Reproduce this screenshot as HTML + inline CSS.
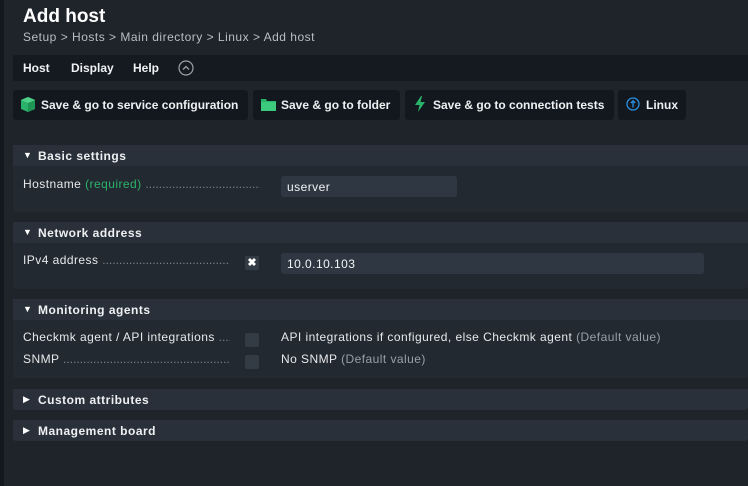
<!DOCTYPE html>
<html><head><meta charset="utf-8"><style>
*{box-sizing:border-box;margin:0;padding:0}
body{width:748px;height:486px;overflow:hidden;background:#1f242b;font-family:"Liberation Sans",sans-serif;color:#e6e9ec;position:relative}
.strip{position:absolute;left:0;top:0;width:4px;height:486px;background:#14181d}
.abs{position:absolute;white-space:nowrap}
h1{position:absolute;left:23px;top:6px;font-size:19px;font-weight:bold;color:#fff}
.bc{left:23px;top:30px;font-size:12px;color:#b8bec5;letter-spacing:.5px}
.menu{position:absolute;left:13px;top:55px;width:735px;height:26px;background:#151a20}
.menu span{position:absolute;top:6px;font-size:12px;font-weight:bold;color:#f0f2f4}
.btn{position:absolute;top:90px;height:30px;background:#13181e;border-radius:3px;font-size:12px;font-weight:bold;color:#eef0f2;padding:8px 0 0 0;white-space:nowrap}
.sec-h{position:absolute;left:13px;width:735px;height:21px;background:#29303a}
.sec-h span{position:absolute;left:25px;top:4px;font-size:12px;font-weight:bold;letter-spacing:.5px;color:#eef0f2}
.sec-h i{position:absolute;left:10px;top:5px;font-style:normal;font-size:9px;color:#fff}
.sec-b{position:absolute;left:13px;width:735px;background:#232930;border-radius:0 0 3px 3px}
.lbl{position:absolute;left:23px;font-size:12px;color:#e6e9ec;letter-spacing:.45px;white-space:nowrap;overflow:hidden}
.dots{color:#7b838c;letter-spacing:0px}
.inp{position:absolute;left:281px;height:21px;background:#2f3842;border-radius:3px;font-size:12px;padding:4px 6px;color:#f2f4f6;letter-spacing:.45px}
.cb{position:absolute;left:245px;width:14px;height:14px;background:#333b45;border-radius:2px}
.gray{color:#98a0a8}
.txt{font-size:12px;letter-spacing:.45px}
</style></head><body>
<div class="strip"></div>
<h1>Add host</h1>
<div class="abs bc">Setup &gt; Hosts &gt; Main directory &gt; Linux &gt; Add host</div>
<div class="menu">
<span style="left:10px">Host</span><span style="left:58px">Display</span><span style="left:120px">Help</span>
<svg style="position:absolute;left:165px;top:5px" width="16" height="16"><circle cx="8" cy="8" r="7" fill="none" stroke="#9aa1a8" stroke-width="1.2"/><path d="M5 9.5 L8 6.5 L11 9.5" fill="none" stroke="#9aa1a8" stroke-width="1.3"/></svg>
</div>
<div class="btn" style="left:13px;width:235px"><svg style="position:absolute;left:8px;top:7px" width="14" height="15"><path d="M7 0 L14 3 L14 12 L7 15 L0 12 L0 3Z" fill="#2bb26a"/><path d="M7 6 L14 3 L14 12 L7 15Z" fill="#1e9455"/><path d="M7 0 L14 3 L7 6 L0 3Z" fill="#4fd08a"/></svg><span style="position:absolute;left:28px">Save &amp; go to service configuration</span></div>
<div class="btn" style="left:253px;width:147px"><svg style="position:absolute;left:8px;top:8px" width="15" height="13"><path d="M0 1 L5 1 L6 3 L15 3 L15 13 L0 13Z" fill="#2bb26a"/><rect x="0" y="4" width="15" height="9" fill="#3ccb7c"/></svg><span style="position:absolute;left:28px">Save &amp; go to folder</span></div>
<div class="btn" style="left:405px;width:209px"><svg style="position:absolute;left:10px;top:6px" width="10" height="16"><path d="M6 0 L0 9 L4.5 9 L3 16 L10 6 L5.5 6 L7 0Z" fill="#2bb26a"/></svg><span style="position:absolute;left:28px">Save &amp; go to connection tests</span></div>
<div class="btn" style="left:618px;width:68px"><svg style="position:absolute;left:8px;top:7px" width="14" height="14"><circle cx="7" cy="7" r="6" fill="none" stroke="#2a8fe0" stroke-width="1.3"/><path d="M7 10.5 V4 M4.8 6 L7 3.8 L9.2 6" fill="none" stroke="#2a8fe0" stroke-width="1.3"/></svg><span style="position:absolute;left:28px">Linux</span></div>

<div class="sec-h" style="top:145px"><i>▼</i><span>Basic settings</span></div>
<div class="sec-b" style="top:166px;height:46px"></div>
<div class="lbl" style="top:177px;width:237px">Hostname <span style="color:#2cb36b">(required)</span> <span class="dots">..........................................................</span></div>
<div class="inp" style="top:176px;width:176px">userver</div>

<div class="sec-h" style="top:222px"><i>▼</i><span>Network address</span></div>
<div class="sec-b" style="top:243px;height:46px"></div>
<div class="lbl" style="top:253px;width:207px">IPv4 address <span class="dots">.......................................................................</span></div>
<div class="abs" style="left:245px;top:256px;width:14px;height:14px;background:#333b45;border-radius:2px;color:#fff;font-size:11px;font-weight:bold;text-align:center;line-height:14px">✖</div>
<div class="inp" style="top:253px;width:423px">10.0.10.103</div>

<div class="sec-h" style="top:299px"><i>▼</i><span>Monitoring agents</span></div>
<div class="sec-b" style="top:320px;height:58px"></div>
<div class="lbl" style="top:330px;width:207px">Checkmk agent / API integrations <span class="dots">.......................</span></div>
<div class="lbl" style="top:352px;width:207px">SNMP <span class="dots">..........................................................................................</span></div>
<div class="cb" style="top:333px"></div>
<div class="cb" style="top:355px"></div>
<div class="abs txt" style="left:281px;top:330px">API integrations if configured, else Checkmk agent <span class="gray">(Default value)</span></div>
<div class="abs txt" style="left:281px;top:352px">No SNMP <span class="gray">(Default value)</span></div>

<div class="sec-h" style="top:389px;border-radius:0 0 3px 3px"><i>▶</i><span>Custom attributes</span></div>
<div class="sec-h" style="top:420px;border-radius:0 0 3px 3px"><i>▶</i><span>Management board</span></div>
</body></html>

□ □ □

* Work to complete
Working from the material above, transcribe it exactly while omitting pictures.

* Exercise answer
Reproduce this screenshot as HTML + inline CSS.
<!DOCTYPE html>
<html><head><meta charset="utf-8"><style>
*{box-sizing:border-box;margin:0;padding:0}
body{width:748px;height:486px;overflow:hidden;background:#1f242b;font-family:"Liberation Sans",sans-serif;color:#e6e9ec;position:relative}
.strip{position:absolute;left:0;top:0;width:4px;height:486px;background:#14181d}
.abs{position:absolute;white-space:nowrap}
h1{position:absolute;left:23px;top:6px;font-size:19px;font-weight:bold;color:#fff}
.bc{left:23px;top:30px;font-size:12px;color:#b8bec5;letter-spacing:.5px}
.menu{position:absolute;left:13px;top:55px;width:735px;height:26px;background:#151a20}
.menu span{position:absolute;top:6px;font-size:12px;font-weight:bold;color:#f0f2f4}
.btn{position:absolute;top:90px;height:30px;background:#13181e;border-radius:3px;font-size:12px;font-weight:bold;color:#eef0f2;padding:8px 0 0 0;white-space:nowrap}
.sec-h{position:absolute;left:13px;width:735px;height:21px;background:#29303a}
.sec-h span{position:absolute;left:25px;top:4px;font-size:12px;font-weight:bold;letter-spacing:.5px;color:#eef0f2}
.sec-h i{position:absolute;left:10px;top:5px;font-style:normal;font-size:9px;color:#fff}
.sec-b{position:absolute;left:13px;width:735px;background:#232930;border-radius:0 0 3px 3px}
.lbl{position:absolute;left:23px;font-size:12px;color:#e6e9ec;letter-spacing:.45px;white-space:nowrap;overflow:hidden}
.dots{color:#7b838c;letter-spacing:0px}
.inp{position:absolute;left:281px;height:21px;background:#2f3842;border-radius:3px;font-size:12px;padding:4px 6px;color:#f2f4f6;letter-spacing:.45px}
.cb{position:absolute;left:245px;width:14px;height:14px;background:#333b45;border-radius:2px}
.gray{color:#98a0a8}
.txt{font-size:12px;letter-spacing:.45px}
</style></head><body>
<div class="strip"></div>
<h1>Add host</h1>
<div class="abs bc">Setup &gt; Hosts &gt; Main directory &gt; Linux &gt; Add host</div>
<div class="menu">
<span style="left:10px">Host</span><span style="left:58px">Display</span><span style="left:120px">Help</span>
<svg style="position:absolute;left:165px;top:5px" width="16" height="16"><circle cx="8" cy="8" r="7" fill="none" stroke="#9aa1a8" stroke-width="1.2"/><path d="M5 9.5 L8 6.5 L11 9.5" fill="none" stroke="#9aa1a8" stroke-width="1.3"/></svg>
</div>
<div class="btn" style="left:13px;width:235px"><svg style="position:absolute;left:8px;top:7px" width="14" height="15"><path d="M7 0 L14 3 L14 12 L7 15 L0 12 L0 3Z" fill="#2bb26a"/><path d="M7 6 L14 3 L14 12 L7 15Z" fill="#1e9455"/><path d="M7 0 L14 3 L7 6 L0 3Z" fill="#4fd08a"/></svg><span style="position:absolute;left:28px">Save &amp; go to service configuration</span></div>
<div class="btn" style="left:253px;width:147px"><svg style="position:absolute;left:8px;top:8px" width="15" height="13"><path d="M0 1 L5 1 L6 3 L15 3 L15 13 L0 13Z" fill="#2bb26a"/><rect x="0" y="4" width="15" height="9" fill="#3ccb7c"/></svg><span style="position:absolute;left:28px">Save &amp; go to folder</span></div>
<div class="btn" style="left:405px;width:209px"><svg style="position:absolute;left:10px;top:6px" width="10" height="16"><path d="M6 0 L0 9 L4.5 9 L3 16 L10 6 L5.5 6 L7 0Z" fill="#2bb26a"/></svg><span style="position:absolute;left:28px">Save &amp; go to connection tests</span></div>
<div class="btn" style="left:618px;width:68px"><svg style="position:absolute;left:8px;top:7px" width="14" height="14"><circle cx="7" cy="7" r="6" fill="none" stroke="#2a8fe0" stroke-width="1.3"/><path d="M7 10.5 V4 M4.8 6 L7 3.8 L9.2 6" fill="none" stroke="#2a8fe0" stroke-width="1.3"/></svg><span style="position:absolute;left:28px">Linux</span></div>

<div class="sec-h" style="top:145px"><i>▼</i><span>Basic settings</span></div>
<div class="sec-b" style="top:166px;height:46px"></div>
<div class="lbl" style="top:177px;width:237px">Hostname <span style="color:#2cb36b">(required)</span> <span class="dots">..........................................................</span></div>
<div class="inp" style="top:176px;width:176px">userver</div>

<div class="sec-h" style="top:222px"><i>▼</i><span>Network address</span></div>
<div class="sec-b" style="top:243px;height:46px"></div>
<div class="lbl" style="top:253px;width:207px">IPv4 address <span class="dots">.......................................................................</span></div>
<div class="abs" style="left:245px;top:256px;width:14px;height:14px;background:#333b45;border-radius:2px;color:#fff;font-size:11px;font-weight:bold;text-align:center;line-height:14px">✖</div>
<div class="inp" style="top:253px;width:423px">10.0.10.103</div>

<div class="sec-h" style="top:299px"><i>▼</i><span>Monitoring agents</span></div>
<div class="sec-b" style="top:320px;height:58px"></div>
<div class="lbl" style="top:330px;width:207px">Checkmk agent / API integrations <span class="dots">.......................</span></div>
<div class="lbl" style="top:352px;width:207px">SNMP <span class="dots">..........................................................................................</span></div>
<div class="cb" style="top:333px"></div>
<div class="cb" style="top:355px"></div>
<div class="abs txt" style="left:281px;top:330px">API integrations if configured, else Checkmk agent <span class="gray">(Default value)</span></div>
<div class="abs txt" style="left:281px;top:352px">No SNMP <span class="gray">(Default value)</span></div>

<div class="sec-h" style="top:389px;border-radius:0 0 3px 3px"><i>▶</i><span>Custom attributes</span></div>
<div class="sec-h" style="top:420px;border-radius:0 0 3px 3px"><i>▶</i><span>Management board</span></div>
</body></html>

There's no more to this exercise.